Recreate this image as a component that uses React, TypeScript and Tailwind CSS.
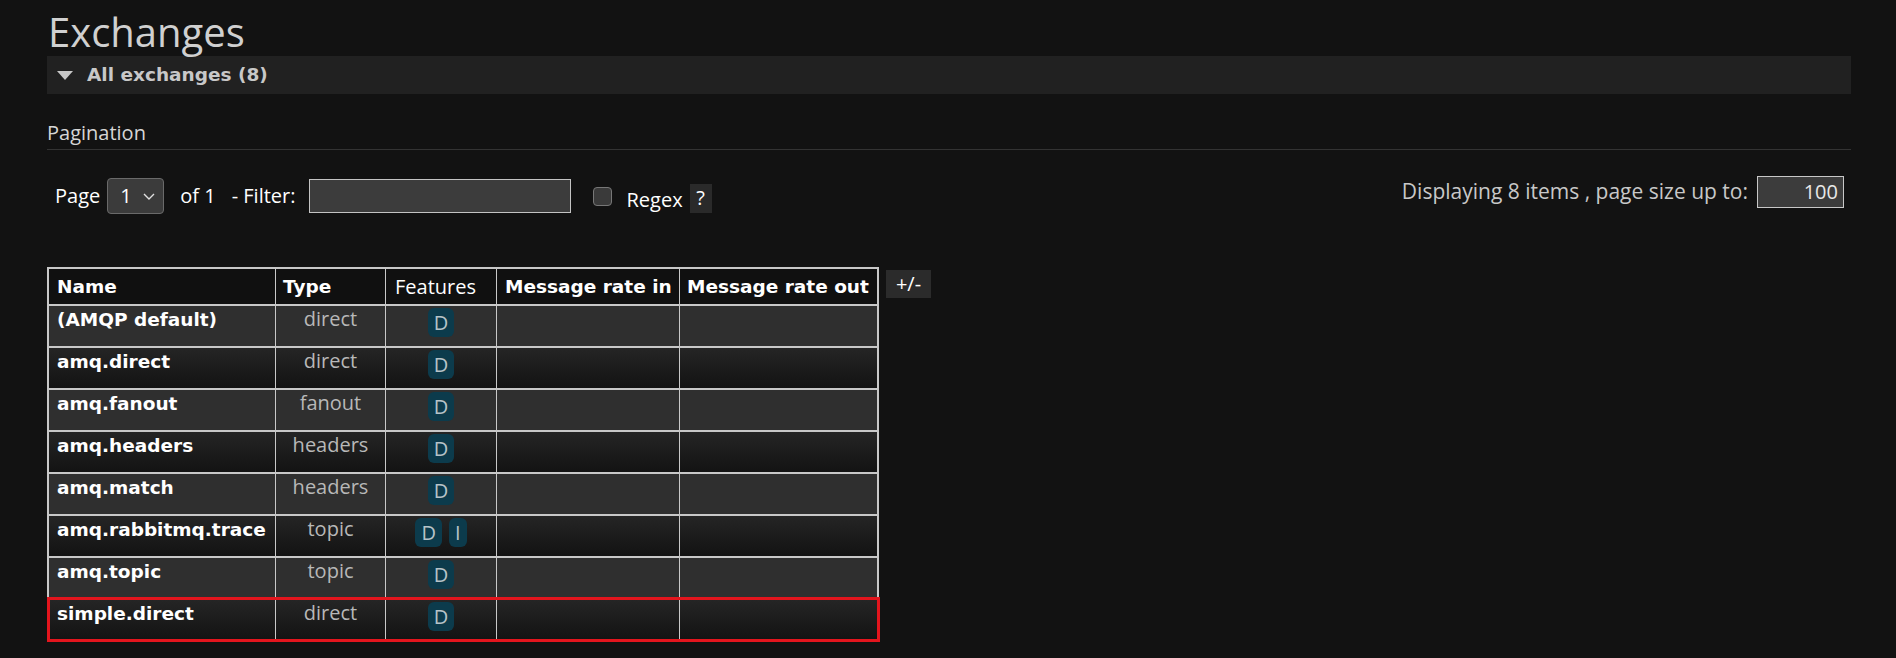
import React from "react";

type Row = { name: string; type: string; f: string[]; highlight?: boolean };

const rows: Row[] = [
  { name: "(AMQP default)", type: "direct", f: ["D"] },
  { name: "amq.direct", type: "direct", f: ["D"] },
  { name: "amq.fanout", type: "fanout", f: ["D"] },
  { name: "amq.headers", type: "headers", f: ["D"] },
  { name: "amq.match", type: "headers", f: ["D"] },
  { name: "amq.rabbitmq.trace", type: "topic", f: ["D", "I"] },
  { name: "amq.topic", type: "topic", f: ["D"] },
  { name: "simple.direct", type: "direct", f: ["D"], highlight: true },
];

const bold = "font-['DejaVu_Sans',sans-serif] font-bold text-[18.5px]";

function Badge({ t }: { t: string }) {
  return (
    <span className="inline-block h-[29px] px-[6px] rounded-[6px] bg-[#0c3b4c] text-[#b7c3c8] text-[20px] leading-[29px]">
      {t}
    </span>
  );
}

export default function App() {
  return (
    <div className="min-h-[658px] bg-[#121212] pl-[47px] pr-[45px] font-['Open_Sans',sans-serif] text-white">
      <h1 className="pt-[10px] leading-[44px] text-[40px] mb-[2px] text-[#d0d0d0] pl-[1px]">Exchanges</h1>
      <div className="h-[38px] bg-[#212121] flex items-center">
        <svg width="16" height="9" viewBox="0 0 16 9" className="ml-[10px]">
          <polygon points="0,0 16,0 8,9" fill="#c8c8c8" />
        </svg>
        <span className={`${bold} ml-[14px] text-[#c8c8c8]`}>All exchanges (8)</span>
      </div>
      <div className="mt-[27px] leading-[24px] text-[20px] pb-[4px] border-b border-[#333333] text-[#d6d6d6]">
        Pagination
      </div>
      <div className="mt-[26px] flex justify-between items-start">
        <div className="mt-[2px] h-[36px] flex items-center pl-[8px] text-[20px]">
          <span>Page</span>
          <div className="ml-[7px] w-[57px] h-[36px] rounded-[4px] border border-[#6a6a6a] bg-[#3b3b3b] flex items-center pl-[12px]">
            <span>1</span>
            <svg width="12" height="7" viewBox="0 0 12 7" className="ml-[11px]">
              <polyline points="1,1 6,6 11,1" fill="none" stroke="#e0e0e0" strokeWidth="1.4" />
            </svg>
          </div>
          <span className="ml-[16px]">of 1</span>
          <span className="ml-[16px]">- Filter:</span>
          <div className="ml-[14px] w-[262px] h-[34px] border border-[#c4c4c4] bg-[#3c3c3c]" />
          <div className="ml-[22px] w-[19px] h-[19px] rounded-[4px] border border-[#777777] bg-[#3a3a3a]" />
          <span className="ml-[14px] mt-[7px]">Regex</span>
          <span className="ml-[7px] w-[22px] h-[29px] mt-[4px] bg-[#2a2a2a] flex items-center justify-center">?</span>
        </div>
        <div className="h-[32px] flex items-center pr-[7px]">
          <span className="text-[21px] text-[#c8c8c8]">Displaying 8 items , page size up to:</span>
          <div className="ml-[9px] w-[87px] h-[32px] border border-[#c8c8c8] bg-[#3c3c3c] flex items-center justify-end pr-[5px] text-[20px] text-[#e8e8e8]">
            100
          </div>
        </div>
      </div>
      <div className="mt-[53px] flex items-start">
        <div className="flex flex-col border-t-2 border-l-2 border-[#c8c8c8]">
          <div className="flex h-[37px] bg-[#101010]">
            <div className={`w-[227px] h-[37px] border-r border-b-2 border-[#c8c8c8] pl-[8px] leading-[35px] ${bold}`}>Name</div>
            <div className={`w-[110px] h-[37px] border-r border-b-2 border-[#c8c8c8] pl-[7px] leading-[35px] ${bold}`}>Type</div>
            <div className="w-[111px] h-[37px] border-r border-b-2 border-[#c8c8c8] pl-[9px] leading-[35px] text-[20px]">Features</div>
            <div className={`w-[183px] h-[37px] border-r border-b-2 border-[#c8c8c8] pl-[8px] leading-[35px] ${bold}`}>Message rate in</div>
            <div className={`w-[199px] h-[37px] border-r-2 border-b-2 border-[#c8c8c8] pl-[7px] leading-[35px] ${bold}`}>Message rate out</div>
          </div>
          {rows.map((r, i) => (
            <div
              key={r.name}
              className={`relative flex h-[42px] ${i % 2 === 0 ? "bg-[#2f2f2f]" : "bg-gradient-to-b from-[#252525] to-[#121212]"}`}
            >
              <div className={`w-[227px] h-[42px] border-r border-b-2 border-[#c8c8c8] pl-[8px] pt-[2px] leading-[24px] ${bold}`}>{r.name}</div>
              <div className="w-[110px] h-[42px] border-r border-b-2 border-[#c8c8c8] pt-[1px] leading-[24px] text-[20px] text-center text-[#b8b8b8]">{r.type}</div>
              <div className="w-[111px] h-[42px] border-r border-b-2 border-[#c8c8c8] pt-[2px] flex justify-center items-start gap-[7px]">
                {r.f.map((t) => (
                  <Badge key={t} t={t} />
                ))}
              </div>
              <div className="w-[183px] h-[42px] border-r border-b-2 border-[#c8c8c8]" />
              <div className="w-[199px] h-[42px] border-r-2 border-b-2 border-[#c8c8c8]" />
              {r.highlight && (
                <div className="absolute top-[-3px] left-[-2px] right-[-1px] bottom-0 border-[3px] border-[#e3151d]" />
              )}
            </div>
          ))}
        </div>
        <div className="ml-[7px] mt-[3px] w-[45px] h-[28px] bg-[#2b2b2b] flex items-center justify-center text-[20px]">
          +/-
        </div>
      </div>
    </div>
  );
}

┄┄┄┄┄┄

◆ **Requirements**:
All of the data needs repeating exactly, but the pictures do not.

◆ **Full output**:
Recreate this image as a component that uses React, TypeScript and Tailwind CSS.
import React from "react";

type Row = { name: string; type: string; f: string[]; highlight?: boolean };

const rows: Row[] = [
  { name: "(AMQP default)", type: "direct", f: ["D"] },
  { name: "amq.direct", type: "direct", f: ["D"] },
  { name: "amq.fanout", type: "fanout", f: ["D"] },
  { name: "amq.headers", type: "headers", f: ["D"] },
  { name: "amq.match", type: "headers", f: ["D"] },
  { name: "amq.rabbitmq.trace", type: "topic", f: ["D", "I"] },
  { name: "amq.topic", type: "topic", f: ["D"] },
  { name: "simple.direct", type: "direct", f: ["D"], highlight: true },
];

const bold = "font-['DejaVu_Sans',sans-serif] font-bold text-[18.5px]";

function Badge({ t }: { t: string }) {
  return (
    <span className="inline-block h-[29px] px-[6px] rounded-[6px] bg-[#0c3b4c] text-[#b7c3c8] text-[20px] leading-[29px]">
      {t}
    </span>
  );
}

export default function App() {
  return (
    <div className="min-h-[658px] bg-[#121212] pl-[47px] pr-[45px] font-['Open_Sans',sans-serif] text-white">
      <h1 className="pt-[10px] leading-[44px] text-[40px] mb-[2px] text-[#d0d0d0] pl-[1px]">Exchanges</h1>
      <div className="h-[38px] bg-[#212121] flex items-center">
        <svg width="16" height="9" viewBox="0 0 16 9" className="ml-[10px]">
          <polygon points="0,0 16,0 8,9" fill="#c8c8c8" />
        </svg>
        <span className={`${bold} ml-[14px] text-[#c8c8c8]`}>All exchanges (8)</span>
      </div>
      <div className="mt-[27px] leading-[24px] text-[20px] pb-[4px] border-b border-[#333333] text-[#d6d6d6]">
        Pagination
      </div>
      <div className="mt-[26px] flex justify-between items-start">
        <div className="mt-[2px] h-[36px] flex items-center pl-[8px] text-[20px]">
          <span>Page</span>
          <div className="ml-[7px] w-[57px] h-[36px] rounded-[4px] border border-[#6a6a6a] bg-[#3b3b3b] flex items-center pl-[12px]">
            <span>1</span>
            <svg width="12" height="7" viewBox="0 0 12 7" className="ml-[11px]">
              <polyline points="1,1 6,6 11,1" fill="none" stroke="#e0e0e0" strokeWidth="1.4" />
            </svg>
          </div>
          <span className="ml-[16px]">of 1</span>
          <span className="ml-[16px]">- Filter:</span>
          <div className="ml-[14px] w-[262px] h-[34px] border border-[#c4c4c4] bg-[#3c3c3c]" />
          <div className="ml-[22px] w-[19px] h-[19px] rounded-[4px] border border-[#777777] bg-[#3a3a3a]" />
          <span className="ml-[14px] mt-[7px]">Regex</span>
          <span className="ml-[7px] w-[22px] h-[29px] mt-[4px] bg-[#2a2a2a] flex items-center justify-center">?</span>
        </div>
        <div className="h-[32px] flex items-center pr-[7px]">
          <span className="text-[21px] text-[#c8c8c8]">Displaying 8 items , page size up to:</span>
          <div className="ml-[9px] w-[87px] h-[32px] border border-[#c8c8c8] bg-[#3c3c3c] flex items-center justify-end pr-[5px] text-[20px] text-[#e8e8e8]">
            100
          </div>
        </div>
      </div>
      <div className="mt-[53px] flex items-start">
        <div className="flex flex-col border-t-2 border-l-2 border-[#c8c8c8]">
          <div className="flex h-[37px] bg-[#101010]">
            <div className={`w-[227px] h-[37px] border-r border-b-2 border-[#c8c8c8] pl-[8px] leading-[35px] ${bold}`}>Name</div>
            <div className={`w-[110px] h-[37px] border-r border-b-2 border-[#c8c8c8] pl-[7px] leading-[35px] ${bold}`}>Type</div>
            <div className="w-[111px] h-[37px] border-r border-b-2 border-[#c8c8c8] pl-[9px] leading-[35px] text-[20px]">Features</div>
            <div className={`w-[183px] h-[37px] border-r border-b-2 border-[#c8c8c8] pl-[8px] leading-[35px] ${bold}`}>Message rate in</div>
            <div className={`w-[199px] h-[37px] border-r-2 border-b-2 border-[#c8c8c8] pl-[7px] leading-[35px] ${bold}`}>Message rate out</div>
          </div>
          {rows.map((r, i) => (
            <div
              key={r.name}
              className={`relative flex h-[42px] ${i % 2 === 0 ? "bg-[#2f2f2f]" : "bg-gradient-to-b from-[#252525] to-[#121212]"}`}
            >
              <div className={`w-[227px] h-[42px] border-r border-b-2 border-[#c8c8c8] pl-[8px] pt-[2px] leading-[24px] ${bold}`}>{r.name}</div>
              <div className="w-[110px] h-[42px] border-r border-b-2 border-[#c8c8c8] pt-[1px] leading-[24px] text-[20px] text-center text-[#b8b8b8]">{r.type}</div>
              <div className="w-[111px] h-[42px] border-r border-b-2 border-[#c8c8c8] pt-[2px] flex justify-center items-start gap-[7px]">
                {r.f.map((t) => (
                  <Badge key={t} t={t} />
                ))}
              </div>
              <div className="w-[183px] h-[42px] border-r border-b-2 border-[#c8c8c8]" />
              <div className="w-[199px] h-[42px] border-r-2 border-b-2 border-[#c8c8c8]" />
              {r.highlight && (
                <div className="absolute top-[-3px] left-[-2px] right-[-1px] bottom-0 border-[3px] border-[#e3151d]" />
              )}
            </div>
          ))}
        </div>
        <div className="ml-[7px] mt-[3px] w-[45px] h-[28px] bg-[#2b2b2b] flex items-center justify-center text-[20px]">
          +/-
        </div>
      </div>
    </div>
  );
}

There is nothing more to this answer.